• _INSTRUCTIONS TO FOLLOW_:
Using the records that follow, copy every line containing the word "TypeScript".

• _MATERIAL FOR THIS TASK_:

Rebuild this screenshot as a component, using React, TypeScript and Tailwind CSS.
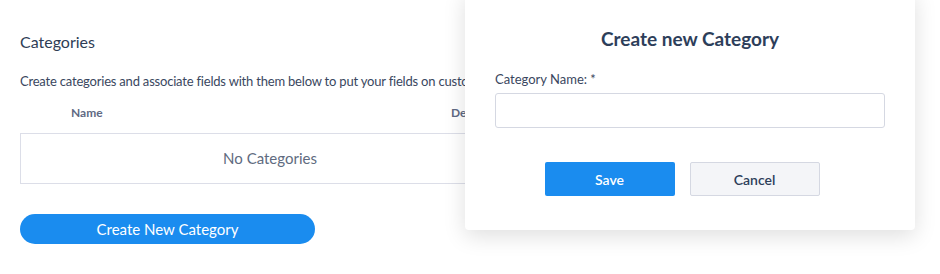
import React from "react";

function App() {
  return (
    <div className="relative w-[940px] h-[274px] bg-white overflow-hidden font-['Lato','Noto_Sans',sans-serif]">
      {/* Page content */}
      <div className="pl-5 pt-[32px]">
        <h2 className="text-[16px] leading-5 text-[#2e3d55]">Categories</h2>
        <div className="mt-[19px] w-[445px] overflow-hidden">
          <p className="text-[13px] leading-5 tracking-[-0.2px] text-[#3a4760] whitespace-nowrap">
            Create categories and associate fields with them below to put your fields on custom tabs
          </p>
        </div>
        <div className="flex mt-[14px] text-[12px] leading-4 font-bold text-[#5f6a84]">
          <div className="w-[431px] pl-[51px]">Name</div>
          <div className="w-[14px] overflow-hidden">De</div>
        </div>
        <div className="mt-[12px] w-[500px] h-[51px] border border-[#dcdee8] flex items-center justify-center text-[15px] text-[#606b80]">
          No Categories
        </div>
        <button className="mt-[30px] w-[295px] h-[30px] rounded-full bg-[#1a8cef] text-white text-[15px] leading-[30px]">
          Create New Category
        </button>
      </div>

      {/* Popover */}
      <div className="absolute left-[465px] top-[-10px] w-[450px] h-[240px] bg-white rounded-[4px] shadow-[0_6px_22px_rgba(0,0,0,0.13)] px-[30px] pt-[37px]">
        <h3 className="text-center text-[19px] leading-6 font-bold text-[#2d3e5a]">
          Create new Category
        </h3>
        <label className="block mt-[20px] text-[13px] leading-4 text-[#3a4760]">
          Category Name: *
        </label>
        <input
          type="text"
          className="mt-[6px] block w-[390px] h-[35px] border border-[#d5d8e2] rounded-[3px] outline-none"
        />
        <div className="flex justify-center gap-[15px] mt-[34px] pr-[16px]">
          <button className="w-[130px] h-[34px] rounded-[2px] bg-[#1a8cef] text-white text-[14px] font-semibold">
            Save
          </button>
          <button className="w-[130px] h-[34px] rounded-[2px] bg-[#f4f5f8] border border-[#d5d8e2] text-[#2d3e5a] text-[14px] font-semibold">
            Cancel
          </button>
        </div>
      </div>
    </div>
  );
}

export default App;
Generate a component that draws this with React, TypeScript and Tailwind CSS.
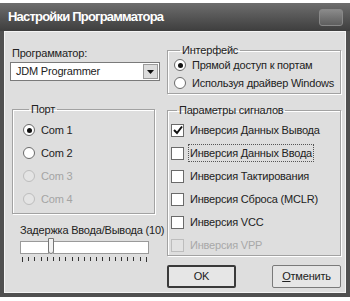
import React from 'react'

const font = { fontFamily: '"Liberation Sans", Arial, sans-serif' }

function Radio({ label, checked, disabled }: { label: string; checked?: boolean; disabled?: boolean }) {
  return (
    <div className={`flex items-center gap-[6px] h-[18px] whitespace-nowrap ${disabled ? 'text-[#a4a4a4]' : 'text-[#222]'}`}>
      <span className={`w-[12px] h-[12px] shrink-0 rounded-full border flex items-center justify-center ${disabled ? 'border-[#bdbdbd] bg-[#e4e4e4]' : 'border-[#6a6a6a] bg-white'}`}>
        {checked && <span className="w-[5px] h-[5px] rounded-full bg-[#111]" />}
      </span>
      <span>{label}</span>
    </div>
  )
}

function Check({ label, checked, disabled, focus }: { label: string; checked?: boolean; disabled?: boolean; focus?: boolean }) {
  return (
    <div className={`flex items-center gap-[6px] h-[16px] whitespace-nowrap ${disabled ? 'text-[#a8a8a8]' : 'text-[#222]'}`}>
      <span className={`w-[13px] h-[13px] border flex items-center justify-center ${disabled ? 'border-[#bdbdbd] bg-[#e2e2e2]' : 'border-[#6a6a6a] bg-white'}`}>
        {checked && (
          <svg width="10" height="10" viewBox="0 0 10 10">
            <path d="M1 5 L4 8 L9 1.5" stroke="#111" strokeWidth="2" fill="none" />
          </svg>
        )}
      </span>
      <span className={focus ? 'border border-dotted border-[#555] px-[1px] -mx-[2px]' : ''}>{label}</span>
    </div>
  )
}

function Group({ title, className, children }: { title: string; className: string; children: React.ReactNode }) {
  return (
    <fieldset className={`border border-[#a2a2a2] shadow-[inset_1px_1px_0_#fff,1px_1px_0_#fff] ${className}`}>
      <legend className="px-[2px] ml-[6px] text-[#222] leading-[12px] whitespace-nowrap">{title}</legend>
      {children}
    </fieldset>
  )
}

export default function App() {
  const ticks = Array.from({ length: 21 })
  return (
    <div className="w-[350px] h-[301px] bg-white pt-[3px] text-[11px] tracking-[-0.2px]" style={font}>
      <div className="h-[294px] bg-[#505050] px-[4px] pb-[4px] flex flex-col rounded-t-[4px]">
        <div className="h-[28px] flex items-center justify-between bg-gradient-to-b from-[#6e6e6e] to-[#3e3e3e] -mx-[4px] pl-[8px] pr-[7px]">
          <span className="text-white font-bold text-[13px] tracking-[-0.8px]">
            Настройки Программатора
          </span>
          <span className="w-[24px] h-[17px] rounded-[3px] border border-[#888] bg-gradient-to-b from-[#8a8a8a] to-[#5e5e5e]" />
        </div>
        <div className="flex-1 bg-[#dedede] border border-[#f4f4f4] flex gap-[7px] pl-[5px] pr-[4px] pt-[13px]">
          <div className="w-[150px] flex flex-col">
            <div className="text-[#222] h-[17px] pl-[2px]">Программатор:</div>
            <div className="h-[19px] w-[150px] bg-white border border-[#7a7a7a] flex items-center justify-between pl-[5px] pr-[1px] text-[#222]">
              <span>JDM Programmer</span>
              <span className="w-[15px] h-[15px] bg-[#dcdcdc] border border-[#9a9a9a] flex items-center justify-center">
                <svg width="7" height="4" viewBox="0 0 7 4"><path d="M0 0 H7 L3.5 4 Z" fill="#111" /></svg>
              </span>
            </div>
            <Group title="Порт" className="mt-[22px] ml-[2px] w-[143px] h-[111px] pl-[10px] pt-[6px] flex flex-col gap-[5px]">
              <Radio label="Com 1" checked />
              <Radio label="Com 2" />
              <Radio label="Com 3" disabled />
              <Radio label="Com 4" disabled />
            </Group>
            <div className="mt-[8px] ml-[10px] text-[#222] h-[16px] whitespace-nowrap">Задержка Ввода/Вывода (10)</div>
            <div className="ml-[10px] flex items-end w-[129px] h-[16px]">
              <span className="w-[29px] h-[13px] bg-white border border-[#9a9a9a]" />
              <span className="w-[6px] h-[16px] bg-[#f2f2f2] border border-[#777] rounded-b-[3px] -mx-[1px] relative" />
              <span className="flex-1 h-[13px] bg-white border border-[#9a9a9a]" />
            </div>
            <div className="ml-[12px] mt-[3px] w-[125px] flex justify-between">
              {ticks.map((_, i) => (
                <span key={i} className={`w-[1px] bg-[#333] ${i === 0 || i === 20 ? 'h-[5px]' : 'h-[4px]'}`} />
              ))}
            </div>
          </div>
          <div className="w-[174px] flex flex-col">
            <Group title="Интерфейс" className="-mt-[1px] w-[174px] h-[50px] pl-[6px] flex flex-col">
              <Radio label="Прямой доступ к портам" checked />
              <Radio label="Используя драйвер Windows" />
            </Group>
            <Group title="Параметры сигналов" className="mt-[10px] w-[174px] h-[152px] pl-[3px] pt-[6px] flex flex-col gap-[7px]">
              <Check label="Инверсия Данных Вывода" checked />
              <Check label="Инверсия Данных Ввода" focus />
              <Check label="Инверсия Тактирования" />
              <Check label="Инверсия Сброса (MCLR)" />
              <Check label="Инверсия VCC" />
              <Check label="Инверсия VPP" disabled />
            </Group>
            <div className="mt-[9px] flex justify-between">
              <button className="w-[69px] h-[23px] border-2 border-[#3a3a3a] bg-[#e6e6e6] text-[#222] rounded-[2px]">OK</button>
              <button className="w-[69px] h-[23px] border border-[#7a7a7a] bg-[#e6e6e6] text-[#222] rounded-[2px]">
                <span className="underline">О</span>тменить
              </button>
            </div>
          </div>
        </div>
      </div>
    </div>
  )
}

• _ANSWER TO THE TASK_:
Rebuild this screenshot as a component, using React, TypeScript and Tailwind CSS.
Generate a component that draws this with React, TypeScript and Tailwind CSS.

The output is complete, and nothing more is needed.